Версаль как театр мадам де Помпадур и рождение мар

 Версаль как театр: мадам де Помпадур и рождение маркетинга

— А вы знали, — сказал я, когда мы шли по зеркальной галерее Версаля, — что мадам де Помпадур была первой в истории, кто начал продавать уже собранные ансамбли одежды?

Павел, мой турист, модный инстаграмщик, приостановился. На нём была удлинённая куртка Balenciaga, массивные кроссовки и солнцезащитные очки с зеркальными линзами — даже в пасмурный день.

— Ансамбли? — переспросил он.

— Да. Полный образ: платье, сумочка, туфли, украшения — всё в едином стиле. До неё женщины покупали всё отдельно и комбинировали сами. А она сказала: «Я знаю, как вы хотите выглядеть». И продавала уже готовое. Это был не просто стиль — это была власть.

Рядом шла его спутница — эффектная, с волосами, уложенными в гладкий хвост, в платье телесного цвета, подчёркивающем её фигуру, и пальто Max Mara. В её взгляде — лёгкая скука. Но после этой истории она вдруг оживилась.

— Это же настоящий личный бренд, — сказала она, — только XVIII века.

Я кивнул.

— А сам Версаль был первым Инстаграмом. Людовик XIV создал двор, где каждая сцена, каждая поза, каждый взгляд — всё было на виду. Одежда, осанка, мимика — ты не существовал, пока тебя не увидели и не заметили.

Мы проходили мимо массивных гобеленов, и тишина дворца будто подсказывала, что здесь когда-то действительно играли. Жизнь при дворе — это была сцена. Даже завтраки и ужины проходили при публике.

— Я знаю, зачем он это сделал, — сказал Павел, — чтобы контролировать.

— Да. И ещё, чтобы не быть забытым. Раньше короли ездили по стране, как рок-звёзды в турне. Сотни карет, золото, трубачи, толпы зевак. Молва о короле должна была распространяться из уст в уста, как вирусное видео. А потом Людовик XIV остановился. Он сказал: мы теперь никуда не ездим — теперь все приезжают к нам.

— И чтобы приезжать, — добавила его спутница, — надо было надеть костюм?

— Да.
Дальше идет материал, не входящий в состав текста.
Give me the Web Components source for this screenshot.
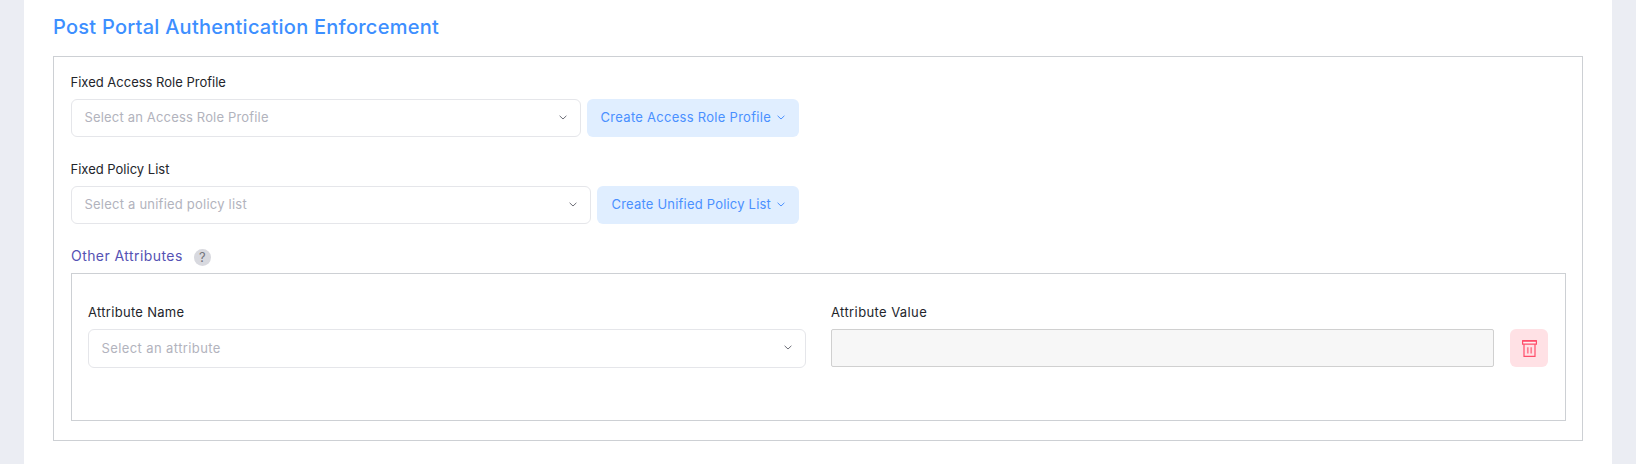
<!DOCTYPE html>
<html>
<head>
<meta charset="utf-8">
<title>Post Portal Authentication Enforcement</title>
<style>
  html, body { margin: 0; padding: 0; }
  body {
    height: 464px;
    overflow: hidden;
    background: #ebedf3;
    font-family: Inter, "Open Sans", sans-serif;
    font-size: 13px;
  }
</style>
</head>
<body>

<template id="chevron-tpl">
  <svg width="8" height="5" viewBox="0 0 8 5" fill="none"><path d="M.6.8 4 4 7.4.8" stroke="currentColor" stroke-width="1"/></svg>
</template>

<enforcement-card heading="Post Portal Authentication Enforcement">
  <select-group label="Fixed Access Role Profile" placeholder="Select an Access Role Profile" action="Create Access Role Profile" style="--ph-ls:.17px;--btn-ls:.28px;--btn-pad:13.5px"></select-group>
  <select-group label="Fixed Policy List" placeholder="Select a unified policy list" action="Create Unified Policy List" style="--ph-ls:.22px;--btn-ls:.2px;--btn-pad:14.5px"></select-group>
  <attributes-box heading="Other Attributes">
    <attribute-row></attribute-row>
  </attributes-box>
</enforcement-card>

<script>
const chevron = () => document.getElementById('chevron-tpl').innerHTML;

class EnforcementCard extends HTMLElement {
  constructor() {
    super();
    this.attachShadow({ mode: 'open' });
    this.shadowRoot.innerHTML = `
      <style>
        :host { display: block; margin: 0 24px; height: 464px; background: #fff; padding: 14px 29px 0; box-sizing: border-box; }
        h2 { margin: 0 0 15px 0; font-size: 20px; line-height: 27px; font-weight: 500; color: #3d8fff; letter-spacing: .25px; white-space: nowrap; }
        .box { border: 1px solid #cdd0d4; padding: 16px 16px 19px 17px; }
      </style>
      <h2>${this.getAttribute('heading')}</h2>
      <div class="box"><slot></slot></div>`;
  }
}

class SelectBox extends HTMLElement {
  constructor() {
    super();
    this.attachShadow({ mode: 'open' });
    this.shadowRoot.innerHTML = `
      <style>
        :host { display: flex; flex: 1; min-width: 0; height: 38px; box-sizing: border-box; align-items: center; justify-content: space-between;
          border: 1px solid #e5e6ea; border-radius: 6px; padding: 0 13px 2px 12.5px; background: #fff; color: #b2b3bd; font-size: 13px; letter-spacing: var(--ph-ls, 0); }
        .arrow { display: flex; color: #6d6f78; }
      </style>
      <span>${this.getAttribute('placeholder')}</span>
      <span class="arrow">${chevron()}</span>`;
  }
}

class SelectGroup extends HTMLElement {
  constructor() {
    super();
    this.attachShadow({ mode: 'open' });
    this.shadowRoot.innerHTML = `
      <style>
        :host { display: block; width: 728px; margin-bottom: 23px; }
        label { display: block; font-size: 13px; line-height: 19px; margin: 0 0 7px -.5px; color: #23252b; }
        .row { display: flex; gap: 6px; }
        button { all: unset; display: flex; align-items: center; gap: 6px; height: 38px; box-sizing: border-box; padding: 0 14px 2px var(--btn-pad, 13.5px); border-radius: 6px;
          background: #e0eeff; color: #4a90ff; font-size: 13px; letter-spacing: var(--btn-ls, .28px); font-family: inherit; white-space: nowrap; }
        svg { display: block; }
      </style>
      <label>${this.getAttribute('label')}</label>
      <div class="row">
        <select-box placeholder="${this.getAttribute('placeholder')}"></select-box>
        <button>${this.getAttribute('action')}${chevron()}</button>
      </div>`;
  }
}

class AttributesBox extends HTMLElement {
  constructor() {
    super();
    this.attachShadow({ mode: 'open' });
    this.shadowRoot.innerHTML = `
      <style>
        :host { display: block; }
        .head { display: flex; align-items: center; gap: 11px; height: 20px; margin: -1px 0 7px; color: #5552b4; font-size: 14px; letter-spacing: .43px; }
        .title { padding-bottom: 1px; }
        .help { width: 17px; height: 17px; border-radius: 50%; background: #d8d9df; color: #74757d; font-size: 13px; letter-spacing: 0; display: flex; align-items: center; justify-content: center; margin-top: 2px; }
        .inner { border: 1px solid #cdd0d4; padding: 29px 17px 52px 16px; }
      </style>
      <div class="head"><span class="title">${this.getAttribute('heading')}</span><span class="help">?</span></div>
      <div class="inner"><slot></slot></div>`;
  }
}

class AttributeRow extends HTMLElement {
  constructor() {
    super();
    this.attachShadow({ mode: 'open' });
    this.shadowRoot.innerHTML = `
      <style>
        :host { display: flex; align-items: flex-start; color: #23252b; }
        .field { display: flex; flex-direction: column; min-width: 0; }
        .name { flex: 0 0 718px; margin-right: 25px; --ph-ls: .4px; }
        .value { flex: 1; margin-right: 16px; }
        label { display: block; font-size: 13px; line-height: 19px; margin-bottom: 7px; }
        .name label { letter-spacing: .3px; }
        .value label { letter-spacing: .4px; }
        select-box { flex: none; height: 39px; }
        .input { height: 38px; box-sizing: border-box; background: #f7f7f7; border: 1px solid #d0d0d0; border-radius: 2px; }
        .trash { width: 38px; height: 38px; margin-top: 26px; flex: none; border-radius: 6px; background: #ffe1e5; display: flex; align-items: center; justify-content: center; }
      </style>
      <div class="field name">
        <label>Attribute Name</label>
        <select-box placeholder="Select an attribute"></select-box>
      </div>
      <div class="field value">
        <label>Attribute Value</label>
        <div class="input"></div>
      </div>
      <div class="trash">
        <svg width="15" height="17" viewBox="0 0 15 17" fill="none">
          <path d="M.6.8h13.8v3.4H.6z" stroke="#ff4d6a" stroke-width="1.2" fill="#ffeef0"/>
          <path d="M.4.8h14.2" stroke="#ff4d6a" stroke-width="1.6"/>
          <path d="M2 4.2v12.2h11V4.2" stroke="#ff4d6a" stroke-width="1.2"/>
          <path d="M5.8 7.2v6.4M9.2 7.2v6.4" stroke="#ff7d92" stroke-width="1.7"/>
        </svg>
      </div>`;
  }
}

customElements.define('enforcement-card', EnforcementCard);
customElements.define('select-box', SelectBox);
customElements.define('select-group', SelectGroup);
customElements.define('attributes-box', AttributesBox);
customElements.define('attribute-row', AttributeRow);
</script>
</body>
</html>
Была даже мастерская проката одежды. Любой человек — хоть крестьянин — мог арендовать кафтан, чтобы пройтись по Версалю в «правильном» образе. Потому что настоящая власть должна быть не только сильной, но и красивой. А красивые картинки лучше запоминаются.

Мы спустились в сад. Пахло свежестью воды и вылизанной листвой. Фонтаны Версаля — не просто инженерное чудо, а визуальный PR-ход. Полтысячи фонтанов — чтобы впечатлить.

— Людовик XIV тратил на Версаль до 60% бюджета Франции. Только чтобы люди говорили. Видели. Завидовали. Подражали.

Павел замедлил шаг.

— У нас говорят, пиар — это манипуляция. А тут — целое государство строится на пиаре. Это уже не реклама. Это философия власти.

— А ещё — демократии. Потому что, несмотря на всю роскошь, король зависел от своих вассалов. Вертикали власти не было. У каждого герцога, маркиза, барона — были свои интересы, свои деньги, своя земля. И если король хотел быть услышан — он должен был играть.

— А у нас, — сказал он, глядя в сторону, — думают, что власть — это молчание. Что чем меньше тебя видно, тем сильнее ты.

Мы остановились перед павильоном, откуда открывался вид на дальнюю аллею, в которой растворялись силуэты влюблённых. Она стояла чуть позади него. И в этот момент я увидел, как она смотрит на него — долго, чуть в сторону, с мягкой улыбкой, с тем самым взглядом, который видишь в Версале: когда не нужно слов.

Я оставил их ненадолго. Сказал, что пойду вперёд. И вдруг понял, что в этом весь Версаль. Он создавался для того, чтобы люди вспоминали о себе. Чтобы захотели стать красивыми. Чтобы почувствовали себя не просто зрителями, а частью спектакля.

Как и пиар. Как и любовь. Как и власть.